Inoltre, proprio ieri, sono arrivati i dati dell’Istat sull’economia nel secondo trimestre dell’anno, che hanno messo in luce come la parola “crescita” sia ancora molto lontana dal divenire realtà. Il Pil italiano è infatti di nuovo in calo -0,3% su base annua e ora la parola sulla bocca di tutti è recessione tecnica.

Lo storico americano Martin Armstrong sul suo blog spiega come la corruzione abbia portato l’Italia in questa situazione.

Quando si guardano i numeri puri, non si riesce a immaginare come l’Italia sia riuscita a funzionare economicamente tutto questo tempo. Tuttavia, se si guardano le cose più da vicino, si può notare come l’economia sommersa abbia permesso alle persone di fare la propria vita, di pagare le proprie tasse e debiti in modo originale e illecito, quindi con costi minori rispetto ad altri paesi in Europa.

Qual è allora la soluzione? Renzi, dopo il suo clamoroso successo alle elezioni europee, ha pensato di rivoluzionare il Senato. Non sarà più eletto dalle persone, i suoi membri saranno scelti e inviati dalle Regioni.

Il Governo ha così superato il primo grande ostacolo per portare avanti la revisione della parte della Costituzione che regola – tra le altre cose – il funzionamento del Parlamento e che mette fine al Bicameralismo perfetto. Il Senato smetterà di essere elettivo e i senatori – ridotti di un terzo come numero a quota 100 – saranno scelti e inviati dalle Regioni. Un po’ come avviene in Germania con il Bundersrat.

Negli ultimi giorni di discussione sono state approvate alcune modifiche e integrazioni al disegno di legge, come l’inserimento in Costituzione del referendum propositivo, l’abbassamento del numero di firme necessarie per presentare una proposta di legge di iniziativa popolare, l’introduzione di un limite massimo agli stipendi dei consiglieri regionali.

Sono state stabilite nuove incompatibilità tra la carica per i nuovi senatori e gli incarichi in ambito amministrativo da loro già assunti, ed è stata confermata l’assenza di vincolo di mandato anche per i membri del nuovo Senato, mantenendo l’articolo 67 della Costituzione secondo cui i parlamentari eletti sono liberi di esercitare le loro funzioni senza essere obbligati a votare come dice il partito con cui sono stati eletti.

Il presidente del Consiglio, Matteo Renzi, ha spiegato in più occasioni che la legge di riforma costituzionale una volta votata in modo definitivo dal Parlamento sarà comunque sottoposta a un referendum tra i cittadini, in modo dal renderla il più condivisa possibile.
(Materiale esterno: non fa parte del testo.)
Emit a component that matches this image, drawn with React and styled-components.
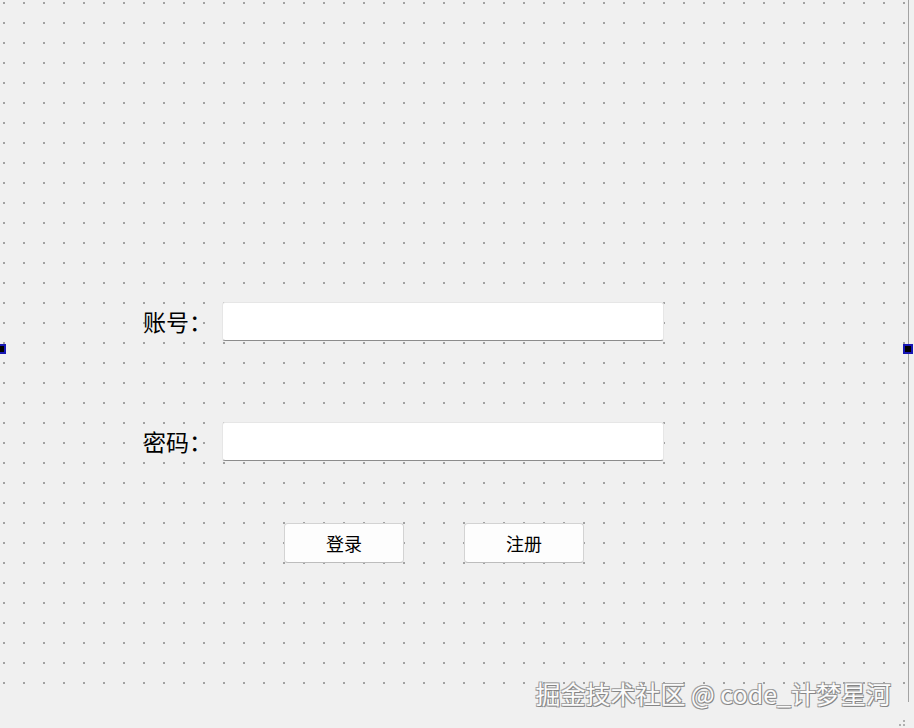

Oggi il Senato ha dato il via libera finale, con voto di fiducia nella tarda serata di ieri, al decreto legge competitività, che introduce una seconda soglia, pari al 25% e legata al controllo di fatto, per il lancio dell’Opa obbligatoria, l’offerta pubblica di acquisto rivolta a tutti gli azionisti.

La doppia soglia Opa (la seconda rimane al 30%) vale per le società quotate. Sono esclude le Pmi che invece potranno scegliere di inserire nello statuto una soglia compresa tra il 20% e il 40%.

Tra le altre norme del decreto convertito in legge c’è il prestito ponte per il polo siderurgico Ilva di Taranto con il rafforzamento del ruolo del subcommissario per il piano di risanamento e lo sblocco delle risorse della famiglia Riva poste sotto sequestro. Riforme che paiono insufficienti a migliorare la competitività come si è preposto di fare l’esecutivo all’inizio della sua avventura.